== DATASET SECTION
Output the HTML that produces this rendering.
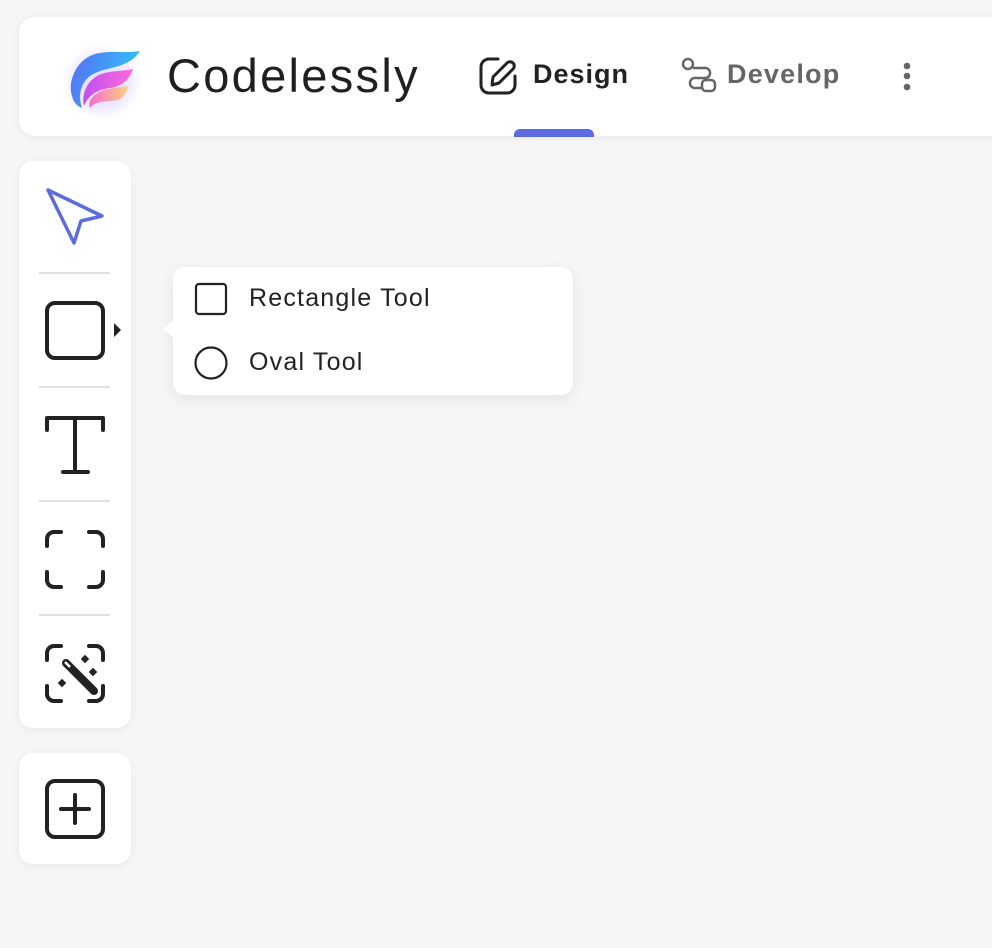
<!DOCTYPE html>
<html><head><style>
body{margin:0;width:992px;height:948px;background:#f6f6f6;font-family:"Liberation Sans",sans-serif;position:relative;overflow:hidden}
.card{position:absolute;background:#fff;border-radius:14px;box-shadow:0 2px 10px rgba(0,0,0,0.06)}
.t{position:absolute;white-space:nowrap}
</style></head><body>
<div class="card" style="left:19px;top:17px;width:1000px;height:119px;border-radius:16px"></div>
<div style="position:absolute;left:514px;top:129px;width:80px;height:8px;background:#5b6be0;border-radius:6px 6px 0 0"></div>
<svg style="position:absolute;left:0;top:0" width="992" height="948">
<defs>
<linearGradient id="g1" x1="0" y1="0" x2="1" y2="0.3"><stop offset="0" stop-color="#5a6cf5"/><stop offset="0.6" stop-color="#3fa0f8"/><stop offset="1" stop-color="#30c0f8"/></linearGradient>
<linearGradient id="g2" x1="0" y1="0" x2="1" y2="0"><stop offset="0" stop-color="#c050f0"/><stop offset="1" stop-color="#ff6ad8"/></linearGradient>
<linearGradient id="g3" x1="0" y1="0" x2="1" y2="0"><stop offset="0" stop-color="#f070d0"/><stop offset="1" stop-color="#ffd080"/></linearGradient>
<filter id="bl"><feGaussianBlur stdDeviation="6"/></filter>
</defs>
<ellipse cx="102" cy="82" rx="32" ry="30" fill="#c9b8ff" opacity="0.4" filter="url(#bl)"/>
<path d="M140 51 C122 54 104 49 90 56 C74 64 68 84 72 96 C74 104 78 106 82 108 C78 96 80 84 90 76 C104 66 128 70 140 51Z" fill="url(#g1)"/>
<path d="M133 69 C120 72 104 70 94 78 C84 86 82 98 84 106 C88 96 96 90 110 88 C124 86 130 78 133 69Z" fill="url(#g2)"/>
<path d="M128 86 C116 88 104 88 96 94 C90 98 88 104 90 108 C96 100 108 102 118 100 C124 98 127 92 128 86Z" fill="url(#g3)"/>
<!-- design icon -->
<path d="M498 59 h-9 a8 8 0 0 0 -8 8 v18 a8 8 0 0 0 8 8 h18 a8 8 0 0 0 8 -8 v-9" fill="none" stroke="#222" stroke-width="3" stroke-linecap="round"/>
<path d="M492 85 l1 -8 l14 -14 a4 4 0 0 1 6 6 l-14 14 z" fill="#fff" stroke="#222" stroke-width="3" stroke-linejoin="round"/>
<!-- develop icon -->
<g fill="none" stroke="#666" stroke-width="2.5" stroke-linecap="round">
<circle cx="688" cy="64" r="5"/><rect x="702" y="80" width="13" height="11" rx="4"/>
<path d="M694 68 L704 68 a5 5 0 0 1 2 10 h-10 a5 5 0 0 0 -6 5 a5 5 0 0 0 6 5 h5"/>
</g>
<circle cx="907" cy="66" r="3.3" fill="#666"/><circle cx="907" cy="76" r="3.3" fill="#666"/><circle cx="907" cy="87" r="3.3" fill="#666"/>
</svg>
<div class="t" style="left:167px;top:48px;font-size:47px;color:#1f1f1f;letter-spacing:2.3px">Codelessly</div>
<div class="t" style="left:533px;top:59px;font-size:27px;font-weight:bold;color:#222;letter-spacing:1px">Design</div>
<div class="t" style="left:727px;top:59px;font-size:27px;font-weight:bold;color:#666;letter-spacing:1.2px">Develop</div>

<div class="card" style="left:19px;top:161px;width:112px;height:567px"></div>
<div class="card" style="left:19px;top:753px;width:112px;height:111px"></div>
<div class="card" style="left:173px;top:267px;width:400px;height:128px;border-radius:12px;box-shadow:0 4px 16px rgba(0,0,0,0.08)"></div>
<svg style="position:absolute;left:0;top:0" width="992" height="948">
<path d="M174 320 L163 329 L174 338Z" fill="#fff"/>
<g stroke="#e0e0e0" stroke-width="2"><line x1="39" y1="273" x2="110" y2="273"/><line x1="39" y1="387" x2="110" y2="387"/><line x1="39" y1="501" x2="110" y2="501"/><line x1="39" y1="615" x2="110" y2="615"/></g>
<path d="M48 190 L102 216 L81 221 L74 243 Z" fill="none" stroke="#5b6be0" stroke-width="3.5" stroke-linejoin="round"/>
<g fill="none" stroke="#222" stroke-width="4" stroke-linecap="round" stroke-linejoin="round">
<rect x="47" y="303" width="56" height="55" rx="8"/>
<path d="M47 430 V418 H103 V430 M75 418 V472 M63 472 H88"/>
<path d="M47 546 V539 a7 7 0 0 1 7 -7 h7 M89 532 h7 a7 7 0 0 1 7 7 v7 M103 572 v8 a7 7 0 0 1 -7 7 h-7 M61 587 h-7 a7 7 0 0 1 -7 -7 v-8"/>
<path d="M47 660 V653 a7 7 0 0 1 7 -7 h7 M89 646 h7 a7 7 0 0 1 7 7 v7 M103 686 v8 a7 7 0 0 1 -7 7 h-7 M61 701 h-7 a7 7 0 0 1 -7 -7 v-8"/>
<rect x="47" y="781" width="56" height="56" rx="8"/>
<path d="M75 795 V823 M61 809 H89"/>
</g>
<path d="M114 323 L121 330 L114 337Z" fill="#222"/>
<path d="M66 663 L94 691" stroke="#222" stroke-width="8" stroke-linecap="round"/>
<path d="M65 662 L70 667" stroke="#fff" stroke-width="2.5"/>
<g fill="#222"><rect x="82" y="656" width="6" height="6" transform="rotate(45 85 659)"/><rect x="90" y="669" width="6" height="6" transform="rotate(45 93 672)"/><rect x="59" y="680" width="6" height="6" transform="rotate(45 62 683)"/></g>
<g fill="none" stroke="#222" stroke-width="2.2"><rect x="196" y="284" width="30" height="30" rx="3"/><circle cx="211" cy="363" r="15.5"/></g>
</svg>
<div class="t" style="left:249px;top:284px;font-size:25px;color:#222;letter-spacing:1.2px">Rectangle Tool</div>
<div class="t" style="left:249px;top:348px;font-size:25px;color:#222;letter-spacing:1.2px">Oval Tool</div>
</body></html>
====
YOUR GOAL: Copy the listing in full and without alteration, omitting every picture.

EXPECTED ANSWER:
Output the HTML that produces this rendering.
<!DOCTYPE html>
<html><head><style>
body{margin:0;width:992px;height:948px;background:#f6f6f6;font-family:"Liberation Sans",sans-serif;position:relative;overflow:hidden}
.card{position:absolute;background:#fff;border-radius:14px;box-shadow:0 2px 10px rgba(0,0,0,0.06)}
.t{position:absolute;white-space:nowrap}
</style></head><body>
<div class="card" style="left:19px;top:17px;width:1000px;height:119px;border-radius:16px"></div>
<div style="position:absolute;left:514px;top:129px;width:80px;height:8px;background:#5b6be0;border-radius:6px 6px 0 0"></div>
<svg style="position:absolute;left:0;top:0" width="992" height="948">
<defs>
<linearGradient id="g1" x1="0" y1="0" x2="1" y2="0.3"><stop offset="0" stop-color="#5a6cf5"/><stop offset="0.6" stop-color="#3fa0f8"/><stop offset="1" stop-color="#30c0f8"/></linearGradient>
<linearGradient id="g2" x1="0" y1="0" x2="1" y2="0"><stop offset="0" stop-color="#c050f0"/><stop offset="1" stop-color="#ff6ad8"/></linearGradient>
<linearGradient id="g3" x1="0" y1="0" x2="1" y2="0"><stop offset="0" stop-color="#f070d0"/><stop offset="1" stop-color="#ffd080"/></linearGradient>
<filter id="bl"><feGaussianBlur stdDeviation="6"/></filter>
</defs>
<ellipse cx="102" cy="82" rx="32" ry="30" fill="#c9b8ff" opacity="0.4" filter="url(#bl)"/>
<path d="M140 51 C122 54 104 49 90 56 C74 64 68 84 72 96 C74 104 78 106 82 108 C78 96 80 84 90 76 C104 66 128 70 140 51Z" fill="url(#g1)"/>
<path d="M133 69 C120 72 104 70 94 78 C84 86 82 98 84 106 C88 96 96 90 110 88 C124 86 130 78 133 69Z" fill="url(#g2)"/>
<path d="M128 86 C116 88 104 88 96 94 C90 98 88 104 90 108 C96 100 108 102 118 100 C124 98 127 92 128 86Z" fill="url(#g3)"/>
<!-- design icon -->
<path d="M498 59 h-9 a8 8 0 0 0 -8 8 v18 a8 8 0 0 0 8 8 h18 a8 8 0 0 0 8 -8 v-9" fill="none" stroke="#222" stroke-width="3" stroke-linecap="round"/>
<path d="M492 85 l1 -8 l14 -14 a4 4 0 0 1 6 6 l-14 14 z" fill="#fff" stroke="#222" stroke-width="3" stroke-linejoin="round"/>
<!-- develop icon -->
<g fill="none" stroke="#666" stroke-width="2.5" stroke-linecap="round">
<circle cx="688" cy="64" r="5"/><rect x="702" y="80" width="13" height="11" rx="4"/>
<path d="M694 68 L704 68 a5 5 0 0 1 2 10 h-10 a5 5 0 0 0 -6 5 a5 5 0 0 0 6 5 h5"/>
</g>
<circle cx="907" cy="66" r="3.3" fill="#666"/><circle cx="907" cy="76" r="3.3" fill="#666"/><circle cx="907" cy="87" r="3.3" fill="#666"/>
</svg>
<div class="t" style="left:167px;top:48px;font-size:47px;color:#1f1f1f;letter-spacing:2.3px">Codelessly</div>
<div class="t" style="left:533px;top:59px;font-size:27px;font-weight:bold;color:#222;letter-spacing:1px">Design</div>
<div class="t" style="left:727px;top:59px;font-size:27px;font-weight:bold;color:#666;letter-spacing:1.2px">Develop</div>

<div class="card" style="left:19px;top:161px;width:112px;height:567px"></div>
<div class="card" style="left:19px;top:753px;width:112px;height:111px"></div>
<div class="card" style="left:173px;top:267px;width:400px;height:128px;border-radius:12px;box-shadow:0 4px 16px rgba(0,0,0,0.08)"></div>
<svg style="position:absolute;left:0;top:0" width="992" height="948">
<path d="M174 320 L163 329 L174 338Z" fill="#fff"/>
<g stroke="#e0e0e0" stroke-width="2"><line x1="39" y1="273" x2="110" y2="273"/><line x1="39" y1="387" x2="110" y2="387"/><line x1="39" y1="501" x2="110" y2="501"/><line x1="39" y1="615" x2="110" y2="615"/></g>
<path d="M48 190 L102 216 L81 221 L74 243 Z" fill="none" stroke="#5b6be0" stroke-width="3.5" stroke-linejoin="round"/>
<g fill="none" stroke="#222" stroke-width="4" stroke-linecap="round" stroke-linejoin="round">
<rect x="47" y="303" width="56" height="55" rx="8"/>
<path d="M47 430 V418 H103 V430 M75 418 V472 M63 472 H88"/>
<path d="M47 546 V539 a7 7 0 0 1 7 -7 h7 M89 532 h7 a7 7 0 0 1 7 7 v7 M103 572 v8 a7 7 0 0 1 -7 7 h-7 M61 587 h-7 a7 7 0 0 1 -7 -7 v-8"/>
<path d="M47 660 V653 a7 7 0 0 1 7 -7 h7 M89 646 h7 a7 7 0 0 1 7 7 v7 M103 686 v8 a7 7 0 0 1 -7 7 h-7 M61 701 h-7 a7 7 0 0 1 -7 -7 v-8"/>
<rect x="47" y="781" width="56" height="56" rx="8"/>
<path d="M75 795 V823 M61 809 H89"/>
</g>
<path d="M114 323 L121 330 L114 337Z" fill="#222"/>
<path d="M66 663 L94 691" stroke="#222" stroke-width="8" stroke-linecap="round"/>
<path d="M65 662 L70 667" stroke="#fff" stroke-width="2.5"/>
<g fill="#222"><rect x="82" y="656" width="6" height="6" transform="rotate(45 85 659)"/><rect x="90" y="669" width="6" height="6" transform="rotate(45 93 672)"/><rect x="59" y="680" width="6" height="6" transform="rotate(45 62 683)"/></g>
<g fill="none" stroke="#222" stroke-width="2.2"><rect x="196" y="284" width="30" height="30" rx="3"/><circle cx="211" cy="363" r="15.5"/></g>
</svg>
<div class="t" style="left:249px;top:284px;font-size:25px;color:#222;letter-spacing:1.2px">Rectangle Tool</div>
<div class="t" style="left:249px;top:348px;font-size:25px;color:#222;letter-spacing:1.2px">Oval Tool</div>
</body></html>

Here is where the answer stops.